Conclusion: A Transformative, Unfinished Journey

Ethereum's audacious leap to Proof of Stake marks a defining moment in cryptocurrency history. It successfully tackled the existential environmental challenge of PoW, introduced a novel security model based on economic stake, and laid the groundwork for a more scalable future. The benefits – dramatic energy savings, enhanced security mechanisms, and the potential for broader participation – are substantial and transformative.

Yet, the journey is far from over. Challenges around potential centralization, the lingering complexities of chain forks, and, most significantly, the intensifying glare of global regulators pose formidable hurdles. The classification of staking rewards and PoS tokens like Ether under securities law is perhaps the most critical unresolved question, carrying immense implications for the entire ecosystem.

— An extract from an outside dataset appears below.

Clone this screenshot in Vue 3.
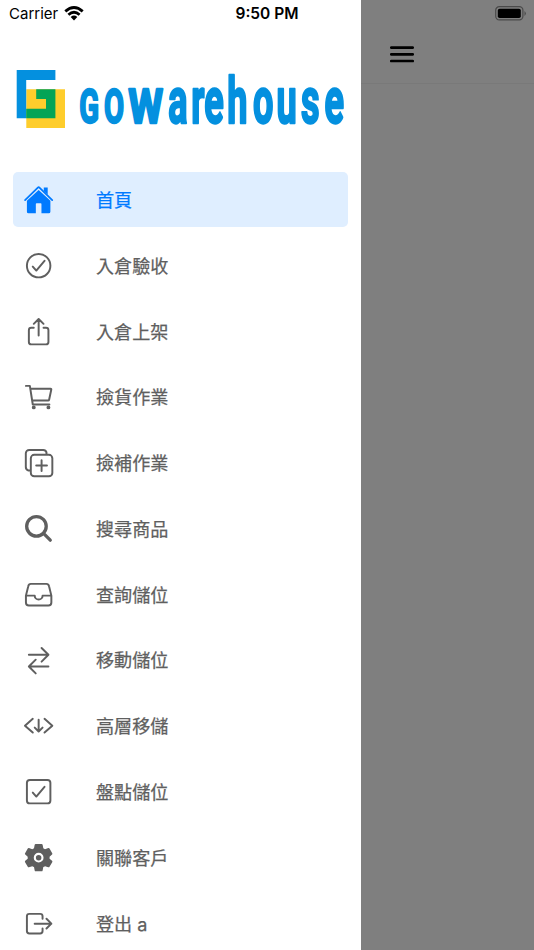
<template>
  <div class="screen">
    <div class="page">
      <header class="page-header">
        <svg class="menu-icon" viewBox="0 0 24 17">
          <path d="M1.3 1.6H22.7M1.3 8.3H22.7M1.3 15H22.7" />
        </svg>
      </header>
    </div>

    <aside class="drawer">
      <div class="brand">
        <svg viewBox="0 0 332 60" width="332" height="60">
          <path fill="#fecd2c" d="M10.3 19.3H49V58H10.3z" />
          <path fill="#0490df" d="M.7 0H39.4V10H10.2V48.2H.7z" />
          <path fill="#04a456" d="M10.2 38.8H30V29H20.2V19.3H39.4V48.2H10.2z" />
          <g class="wordmark">
            <text transform="translate(0 52.6) scale(.6 1)" :x="capsX" font-size="48.5">GO</text>
            <text transform="translate(0 52.6) scale(.82 1)" x="137" font-size="48.5">W</text>
            <text transform="translate(0 52.6) scale(.56 1)" :x="lowerX" font-size="64.5">arehouse</text>
          </g>
        </svg>
      </div>

      <nav class="menu">
        <a
          v-for="item in items"
          :key="item.label"
          class="menu-item"
          :class="{ active: item.label === current }"
          @click="current = item.label"
        >
          <svg class="icon" viewBox="0 0 512 512">
            <path v-if="item.fill" class="solid" fill-rule="evenodd" :d="item.fill" />
            <path v-if="item.line" class="line" :d="item.line" :stroke-width="item.weight || 32" />
          </svg>
          <span>{{ item.label }}</span>
        </a>
      </nav>
    </aside>

    <div class="status-bar">
      <div class="carrier">
        <span>Carrier</span>
        <svg viewBox="0 0 20 15" width="20" height="15">
          <path class="wave" d="M1.3 5.4Q10-2.4 18.7 5.4M4.4 8.7Q10 3.7 15.6 8.7" />
          <path d="M6.7 11Q10 8.1 13.3 11L10 14.4z" />
        </svg>
      </div>
      <strong>9:50 PM</strong>
      <svg class="battery" viewBox="0 0 32 15" width="32" height="15">
        <rect class="shell" x=".7" y=".7" width="27.2" height="13.2" rx="3.6" />
        <rect x="2.8" y="2.7" width="23" height="9.3" rx="1.8" />
        <path class="tip" d="M29.5 4.9Q32.2 7.4 29.5 9.9z" />
      </svg>
    </div>
  </div>
</template>

<script setup>
import { ref } from 'vue';

const current = ref('首頁');

// left edge of every letter in the logo, divided by the horizontal squeeze
const squeeze = (list, scale) => list.map((x) => (x / scale).toFixed(1)).join(' ');
const capsX = squeeze([63.2, 88], 0.6);
const lowerX = squeeze([152.3, 175.3, 188.2, 211.2, 237, 260.5, 285, 308.6], 0.56);

const items = [
  {
    label: '首頁',
    fill: 'M256 98L64 276V452Q64 480 90 480H210V328Q210 316 222 316H290Q302 316 302 328V480H422Q448 480 448 452V276zM340 58H404V176L340 116z',
    line: 'M34 262L243 60Q256 48 269 60L478 262',
    weight: 29
  },
  {
    label: '入倉驗收',
    line: 'M448 256A192 192 0 1 1 64 256A192 192 0 1 1 448 256zM352 176L217.6 336L160 272'
  },
  {
    label: '入倉上架',
    line: 'M336 192H376A40 40 0 0 1 416 232V424A40 40 0 0 1 376 464H136A40 40 0 0 1 96 424V232A40 40 0 0 1 136 192H176M336 128L256 48L176 128M256 321V48'
  },
  {
    label: '撿貨作業',
    line: 'M48 80H112L160 384H432M160 320H411.4A16 16 0 0 0 427 307L463 139A10 10 0 0 0 453 128H128',
    fill: 'M208 432A32 32 0 1 1 144 432A32 32 0 1 1 208 432zM448 432A32 32 0 1 1 384 432A32 32 0 1 1 448 432z'
  },
  {
    label: '撿補作業',
    line: 'M184 128H424A56 56 0 0 1 480 184V424A56 56 0 0 1 424 480H184A56 56 0 0 1 128 424V184A56 56 0 0 1 184 128zM384 128V88A56 56 0 0 0 328 48H102A56 56 0 0 0 46 104V328A56 56 0 0 0 88 384H128M304 216V392M392 304H216'
  },
  {
    label: '搜尋商品',
    line: 'M380 218A160 160 0 1 1 60 218A160 160 0 1 1 380 218zM336 334L446 444',
    weight: 54
  },
  {
    label: '查詢儲位',
    line: 'M384 80H128C102 80 90 96 86 118L48 272V384A48 48 0 0 0 96 432H416A48 48 0 0 0 464 384V272L426 118C421 95 410 80 384 80zM48 272H192M320 272H464M192 272A64 64 0 0 0 320 272'
  },
  {
    label: '移動儲位',
    line: 'M304 48L416 160L304 272M398.9 160H96M208 464L96 352L208 240M114 352H416'
  },
  {
    label: '高層移儲',
    line: 'M160 144L32 256L160 368M352 144L480 256L352 368M192 288.1L256 352L320 288.1M256 160V336'
  },
  {
    label: '盤點儲位',
    line: 'M352 176L217.6 336L160 272M112 64H400A48 48 0 0 1 448 112V400A48 48 0 0 1 400 448H112A48 48 0 0 1 64 400V112A48 48 0 0 1 112 64z'
  },
  {
    label: '關聯客戶',
    fill: 'M208 32H304Q318 32 321 46L332 101Q346 107 360 117L414 98Q427 94 434 106L478 182Q486 195 475 204L435 240V272L475 308Q486 317 478 330L434 406Q427 418 414 414L360 395Q346 405 332 411L321 466Q318 480 304 480H208Q194 480 191 466L180 411Q166 405 152 395L98 414Q85 418 78 406L34 330Q26 317 37 308L77 272V240L37 204Q26 195 34 182L78 106Q85 94 98 98L152 117Q166 107 180 101L191 46Q194 32 208 32zM336 256A80 80 0 1 0 176 256A80 80 0 1 0 336 256zM301 256A45 45 0 1 1 211 256A45 45 0 1 1 301 256z'
  },
  {
    label: '登出 a',
    line: 'M320 176V136A40 40 0 0 0 280 96H104A40 40 0 0 0 64 136V376A40 40 0 0 0 104 416H280A40 40 0 0 0 320 376V336M384 176L464 256L384 336M191 256H464'
  }
];
</script>

<style>
body {
  margin: 0;
  overflow: hidden;
}
</style>

<style scoped>
.screen {
  position: relative;
  height: 950px;
  overflow: hidden;
  font-family: Inter, "Noto Sans CJK TC", sans-serif;
}

.page {
  height: 100%;
  margin-left: 361px;
  background: #7f7f7f;
}

.page-header {
  box-sizing: border-box;
  height: 84px;
  padding: 46px 0 0 28.5px;
  border-bottom: 1px solid #797979;
}

.menu-icon {
  display: block;
  width: 24px;
  height: 17px;
  fill: none;
  stroke: #000;
  stroke-width: 2.7;
  stroke-linecap: round;
}

.drawer {
  position: absolute;
  top: 0;
  left: 0;
  width: 361px;
  height: 100%;
  overflow: hidden;
  background: #fff;
}

.brand {
  height: 102px;
  padding: 70px 0 0 16px;
}

.brand svg {
  display: block;
  overflow: visible;
}

.wordmark {
  font-family: Roboto, sans-serif;
  font-weight: 700;
  fill: #0490df;
  stroke: #0490df;
  stroke-width: 2.4;
  stroke-linejoin: round;
}

.menu {
  display: flex;
  flex-direction: column;
  gap: 10.4px;
  padding: 0 13.3px;
}

.menu-item {
  display: flex;
  flex: none;
  align-items: center;
  gap: 41.4px;
  box-sizing: border-box;
  height: 55.4px;
  padding-left: 10px;
  border-radius: 5px;
  color: #5f5f5f;
  font-size: 18.1px;
  font-weight: 400;
  line-height: 26px;
  -webkit-text-stroke: 0.25px currentColor;
  cursor: pointer;
}

.menu-item span {
  padding-top: 0.6px;
}

.menu-item.active {
  background: #dfeeff;
  color: #007aff;
}

.icon {
  flex: none;
  width: 31.3px;
  height: 31.3px;
}

.solid {
  fill: currentColor;
}

.line {
  fill: none;
  stroke: currentColor;
  stroke-linecap: round;
  stroke-linejoin: round;
}

.status-bar {
  position: absolute;
  top: 0;
  left: 0;
  display: grid;
  grid-template-columns: 1fr auto 1fr;
  align-items: center;
  box-sizing: border-box;
  width: 100%;
  height: 27px;
  padding: 0 7px 0 9px;
  font-size: 15px;
}

.status-bar strong {
  margin-right: 2px;
  font-size: 15.5px;
  font-weight: 600;
}

.carrier {
  display: flex;
  align-items: center;
  gap: 6px;
}

.wave {
  fill: none;
  stroke: #000;
  stroke-width: 2.8;
}

.battery {
  justify-self: end;
}

.shell {
  fill: none;
  stroke: #4a4a4a;
  stroke-width: 1.2;
}

.tip {
  fill: #4a4a4a;
}
</style>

The Merge proved a complex blockchain could fundamentally change its core engine mid-flight. The true test now lies in navigating the intricate technical, economic, and regulatory landscape that Proof of Stake has unveiled. Ethereum's PoS future is bright with potential, but its path forward requires careful navigation through uncharted and often turbulent territory. The world watches as this grand experiment in decentralized consensus continues to unfold.